▸ **Code that builds pages**
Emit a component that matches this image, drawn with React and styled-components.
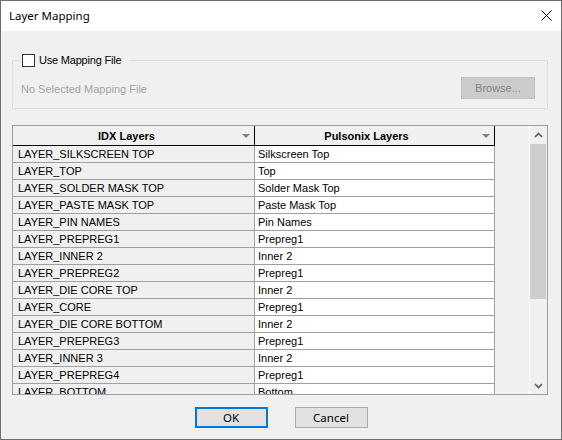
import React from 'react'
import styled, {createGlobalStyle} from 'styled-components'

const GlobalStyle = createGlobalStyle`
    html, body {
        margin: 0;
        padding: 0;
        background: #f0f0f0;
    }
    * {
        box-sizing: border-box;
    }
`

const UI_FONT = `"Liberation Sans", Arial, sans-serif`

const Window = styled.div`
    width: 562px;
    height: 440px;
    border: 1px solid #6e6e6e;
    background: #f0f0f0;
    display: flex;
    flex-direction: column;
    font-family: ${UI_FONT};
    font-size: 11px;
    color: #000;
    overflow: hidden;
`

const TitleBar = styled.div`
    height: 30px;
    flex: none;
    background: #fff;
    display: flex;
    align-items: center;
    justify-content: space-between;
    padding: 0 9px 1px 8px;
`

const Title = styled.span`
    font-family: "Noto Sans", sans-serif;
    font-size: 11.5px;
    color: #000;
`

const CloseButton = styled.span`
    width: 12px;
    height: 12px;
    display: flex;
    align-items: center;
    justify-content: center;
`

const Body = styled.div`
    flex: 1;
    display: flex;
    flex-direction: column;
    padding: 22px 13px 0 11px;
`

const GroupBox = styled.fieldset`
    margin: 0;
    border: 1px solid #dcdcdc;
    padding: 10px 12px 9px 8px;
`

const Legend = styled.legend`
    padding: 0 8px 0 1px;
    height: 14px;
    display: flex;
    align-items: center;
    gap: 4px;
`

const CheckBox = styled.span`
    width: 13px;
    height: 13px;
    border: 1px solid #333;
    background: #fff;
    display: inline-block;
`

const Label = styled.span`
    font-size: 11px;
    letter-spacing: -0.2px;
`

const FileRow = styled.div`
    display: flex;
    align-items: center;
    justify-content: space-between;
`

const FileText = styled.span`
    color: #a3a3a3;
    padding-top: 1px;
`

const DisabledButton = styled.div`
    width: 74px;
    height: 22px;
    background: #cccccc;
    border: 1px solid #bfbfbf;
    color: #838383;
    display: flex;
    align-items: center;
    justify-content: center;
`

const Grid = styled.div`
    margin-top: 16px;
    height: 270px;
    border: 1px solid #a0a0a0;
    display: flex;
    background: #f0f0f0;
`

const TableArea = styled.div`
    flex: 1;
    overflow: hidden;
`

const Row = styled.div`
    display: grid;
    grid-template-columns: 242px 240px;
    height: ${({header}) => header ? '20px' : '17px'};
`

const HeadCell = styled.div`
    position: relative;
    display: flex;
    align-items: center;
    justify-content: center;
    padding-right: ${({wide}) => wide ? '16px' : '14px'};
    padding-top: 1px;
    font-weight: bold;
    background: #f0f0f0;
    border-right: 1px solid #000;
    border-bottom: 1px solid #000;
`

const SortArrow = styled.span`
    position: absolute;
    right: 4px;
    top: 8px;
    width: 0;
    height: 0;
    border-left: 4px solid transparent;
    border-right: 4px solid transparent;
    border-top: 4px solid #808080;
`

const Cell = styled.div`
    display: flex;
    align-items: center;
    padding-left: ${({first}) => first ? '5px' : '3px'};
    background: ${({first}) => first ? '#f0f0f0' : '#fff'};
    border-right: 1px solid #a0a0a0;
    border-bottom: 1px solid #a0a0a0;
    white-space: nowrap;
    overflow: hidden;
`

const ScrollBar = styled.div`
    width: 18px;
    flex: none;
    border-left: 1px solid #fff;
    display: flex;
    flex-direction: column;
`

const ScrollArrow = styled.div`
    height: 17px;
    flex: none;
    display: flex;
    align-items: center;
    justify-content: center;
    padding-right: 1px;
`

const Thumb = styled.div`
    height: 155px;
    margin: 1px 1px 0 0;
    background: #cdcdcd;
`

const Track = styled.div`
    flex: 1;
`

const ButtonRow = styled.div`
    margin-top: 12px;
    display: flex;
    justify-content: center;
    gap: 27px;
    padding-left: 2px;
`

const DialogButton = styled.div`
    width: 73px;
    height: 21px;
    background: #e1e1e1;
    border: ${({primary}) => primary ? '2px solid #0078d7' : '1px solid #adadad'};
    display: flex;
    align-items: center;
    justify-content: center;
    font-family: "Noto Sans", sans-serif;
    font-size: 11.5px;
`

const Chevron = ({up}) => (
    <svg width="9" height="6" viewBox="0 0 9 6">
        <path d={up ? 'M1 5 L4.5 1.5 L8 5' : 'M1 1 L4.5 4.5 L8 1'} fill="none" stroke="#606060" strokeWidth="1.6"/>
    </svg>
)

const rows = [
    ['LAYER_SILKSCREEN TOP', 'Silkscreen Top'],
    ['LAYER_TOP', 'Top'],
    ['LAYER_SOLDER MASK TOP', 'Solder Mask Top'],
    ['LAYER_PASTE MASK TOP', 'Paste Mask Top'],
    ['LAYER_PIN NAMES', 'Pin Names'],
    ['LAYER_PREPREG1', 'Prepreg1'],
    ['LAYER_INNER 2', 'Inner 2'],
    ['LAYER_PREPREG2', 'Prepreg1'],
    ['LAYER_DIE CORE TOP', 'Inner 2'],
    ['LAYER_CORE', 'Prepreg1'],
    ['LAYER_DIE CORE BOTTOM', 'Inner 2'],
    ['LAYER_PREPREG3', 'Prepreg1'],
    ['LAYER_INNER 3', 'Inner 2'],
    ['LAYER_PREPREG4', 'Prepreg1'],
    ['LAYER_BOTTOM', 'Bottom'],
]

export default function App() {
    return <>
        <GlobalStyle/>
        <Window>
            <TitleBar>
                <Title>Layer Mapping</Title>
                <CloseButton>
                    <svg width="11" height="11" viewBox="0 0 11 11">
                        <path d="M0.5 0.5 L10.5 10.5 M10.5 0.5 L0.5 10.5" stroke="#000" strokeWidth="1"/>
                    </svg>
                </CloseButton>
            </TitleBar>
            <Body>
                <GroupBox>
                    <Legend>
                        <CheckBox/>
                        <Label>Use Mapping File</Label>
                    </Legend>
                    <FileRow>
                        <FileText>No Selected Mapping File</FileText>
                        <DisabledButton>Browse...</DisabledButton>
                    </FileRow>
                </GroupBox>
                <Grid>
                    <TableArea>
                        <Row header>
                            <HeadCell>IDX Layers<SortArrow/></HeadCell>
                            <HeadCell wide>Pulsonix Layers<SortArrow/></HeadCell>
                        </Row>
                        {rows.map(([idx, pulsonix]) => (
                            <Row key={idx}>
                                <Cell first>{idx}</Cell>
                                <Cell>{pulsonix}</Cell>
                            </Row>
                        ))}
                    </TableArea>
                    <ScrollBar>
                        <ScrollArrow><Chevron up/></ScrollArrow>
                        <Thumb/>
                        <Track/>
                        <ScrollArrow><Chevron/></ScrollArrow>
                    </ScrollBar>
                </Grid>
                <ButtonRow>
                    <DialogButton primary>OK</DialogButton>
                    <DialogButton>Cancel</DialogButton>
                </ButtonRow>
            </Body>
        </Window>
    </>
}
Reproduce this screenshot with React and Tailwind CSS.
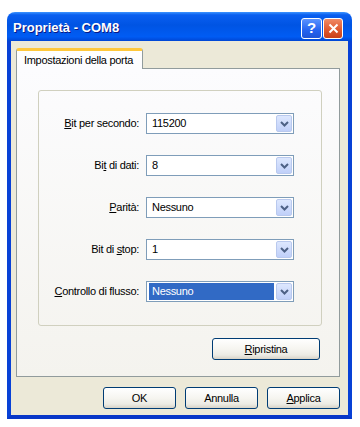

▸ **Task to carry out**
Quote the material in full and exactly; do not carry over its pictures.

▸ **Written solution**
Emit a component that matches this image, drawn with React and styled-components.
import React from 'react'
import styled, {createGlobalStyle} from 'styled-components'

const GlobalStyle = createGlobalStyle`
    html, body {
        margin: 0;
        padding: 0;
        background: #f0f0f0;
    }
    * {
        box-sizing: border-box;
    }
`

const UI_FONT = `"Liberation Sans", Arial, sans-serif`

const Window = styled.div`
    width: 562px;
    height: 440px;
    border: 1px solid #6e6e6e;
    background: #f0f0f0;
    display: flex;
    flex-direction: column;
    font-family: ${UI_FONT};
    font-size: 11px;
    color: #000;
    overflow: hidden;
`

const TitleBar = styled.div`
    height: 30px;
    flex: none;
    background: #fff;
    display: flex;
    align-items: center;
    justify-content: space-between;
    padding: 0 9px 1px 8px;
`

const Title = styled.span`
    font-family: "Noto Sans", sans-serif;
    font-size: 11.5px;
    color: #000;
`

const CloseButton = styled.span`
    width: 12px;
    height: 12px;
    display: flex;
    align-items: center;
    justify-content: center;
`

const Body = styled.div`
    flex: 1;
    display: flex;
    flex-direction: column;
    padding: 22px 13px 0 11px;
`

const GroupBox = styled.fieldset`
    margin: 0;
    border: 1px solid #dcdcdc;
    padding: 10px 12px 9px 8px;
`

const Legend = styled.legend`
    padding: 0 8px 0 1px;
    height: 14px;
    display: flex;
    align-items: center;
    gap: 4px;
`

const CheckBox = styled.span`
    width: 13px;
    height: 13px;
    border: 1px solid #333;
    background: #fff;
    display: inline-block;
`

const Label = styled.span`
    font-size: 11px;
    letter-spacing: -0.2px;
`

const FileRow = styled.div`
    display: flex;
    align-items: center;
    justify-content: space-between;
`

const FileText = styled.span`
    color: #a3a3a3;
    padding-top: 1px;
`

const DisabledButton = styled.div`
    width: 74px;
    height: 22px;
    background: #cccccc;
    border: 1px solid #bfbfbf;
    color: #838383;
    display: flex;
    align-items: center;
    justify-content: center;
`

const Grid = styled.div`
    margin-top: 16px;
    height: 270px;
    border: 1px solid #a0a0a0;
    display: flex;
    background: #f0f0f0;
`

const TableArea = styled.div`
    flex: 1;
    overflow: hidden;
`

const Row = styled.div`
    display: grid;
    grid-template-columns: 242px 240px;
    height: ${({header}) => header ? '20px' : '17px'};
`

const HeadCell = styled.div`
    position: relative;
    display: flex;
    align-items: center;
    justify-content: center;
    padding-right: ${({wide}) => wide ? '16px' : '14px'};
    padding-top: 1px;
    font-weight: bold;
    background: #f0f0f0;
    border-right: 1px solid #000;
    border-bottom: 1px solid #000;
`

const SortArrow = styled.span`
    position: absolute;
    right: 4px;
    top: 8px;
    width: 0;
    height: 0;
    border-left: 4px solid transparent;
    border-right: 4px solid transparent;
    border-top: 4px solid #808080;
`

const Cell = styled.div`
    display: flex;
    align-items: center;
    padding-left: ${({first}) => first ? '5px' : '3px'};
    background: ${({first}) => first ? '#f0f0f0' : '#fff'};
    border-right: 1px solid #a0a0a0;
    border-bottom: 1px solid #a0a0a0;
    white-space: nowrap;
    overflow: hidden;
`

const ScrollBar = styled.div`
    width: 18px;
    flex: none;
    border-left: 1px solid #fff;
    display: flex;
    flex-direction: column;
`

const ScrollArrow = styled.div`
    height: 17px;
    flex: none;
    display: flex;
    align-items: center;
    justify-content: center;
    padding-right: 1px;
`

const Thumb = styled.div`
    height: 155px;
    margin: 1px 1px 0 0;
    background: #cdcdcd;
`

const Track = styled.div`
    flex: 1;
`

const ButtonRow = styled.div`
    margin-top: 12px;
    display: flex;
    justify-content: center;
    gap: 27px;
    padding-left: 2px;
`

const DialogButton = styled.div`
    width: 73px;
    height: 21px;
    background: #e1e1e1;
    border: ${({primary}) => primary ? '2px solid #0078d7' : '1px solid #adadad'};
    display: flex;
    align-items: center;
    justify-content: center;
    font-family: "Noto Sans", sans-serif;
    font-size: 11.5px;
`

const Chevron = ({up}) => (
    <svg width="9" height="6" viewBox="0 0 9 6">
        <path d={up ? 'M1 5 L4.5 1.5 L8 5' : 'M1 1 L4.5 4.5 L8 1'} fill="none" stroke="#606060" strokeWidth="1.6"/>
    </svg>
)

const rows = [
    ['LAYER_SILKSCREEN TOP', 'Silkscreen Top'],
    ['LAYER_TOP', 'Top'],
    ['LAYER_SOLDER MASK TOP', 'Solder Mask Top'],
    ['LAYER_PASTE MASK TOP', 'Paste Mask Top'],
    ['LAYER_PIN NAMES', 'Pin Names'],
    ['LAYER_PREPREG1', 'Prepreg1'],
    ['LAYER_INNER 2', 'Inner 2'],
    ['LAYER_PREPREG2', 'Prepreg1'],
    ['LAYER_DIE CORE TOP', 'Inner 2'],
    ['LAYER_CORE', 'Prepreg1'],
    ['LAYER_DIE CORE BOTTOM', 'Inner 2'],
    ['LAYER_PREPREG3', 'Prepreg1'],
    ['LAYER_INNER 3', 'Inner 2'],
    ['LAYER_PREPREG4', 'Prepreg1'],
    ['LAYER_BOTTOM', 'Bottom'],
]

export default function App() {
    return <>
        <GlobalStyle/>
        <Window>
            <TitleBar>
                <Title>Layer Mapping</Title>
                <CloseButton>
                    <svg width="11" height="11" viewBox="0 0 11 11">
                        <path d="M0.5 0.5 L10.5 10.5 M10.5 0.5 L0.5 10.5" stroke="#000" strokeWidth="1"/>
                    </svg>
                </CloseButton>
            </TitleBar>
            <Body>
                <GroupBox>
                    <Legend>
                        <CheckBox/>
                        <Label>Use Mapping File</Label>
                    </Legend>
                    <FileRow>
                        <FileText>No Selected Mapping File</FileText>
                        <DisabledButton>Browse...</DisabledButton>
                    </FileRow>
                </GroupBox>
                <Grid>
                    <TableArea>
                        <Row header>
                            <HeadCell>IDX Layers<SortArrow/></HeadCell>
                            <HeadCell wide>Pulsonix Layers<SortArrow/></HeadCell>
                        </Row>
                        {rows.map(([idx, pulsonix]) => (
                            <Row key={idx}>
                                <Cell first>{idx}</Cell>
                                <Cell>{pulsonix}</Cell>
                            </Row>
                        ))}
                    </TableArea>
                    <ScrollBar>
                        <ScrollArrow><Chevron up/></ScrollArrow>
                        <Thumb/>
                        <Track/>
                        <ScrollArrow><Chevron/></ScrollArrow>
                    </ScrollBar>
                </Grid>
                <ButtonRow>
                    <DialogButton primary>OK</DialogButton>
                    <DialogButton>Cancel</DialogButton>
                </ButtonRow>
            </Body>
        </Window>
    </>
}
Reproduce this screenshot with React and Tailwind CSS.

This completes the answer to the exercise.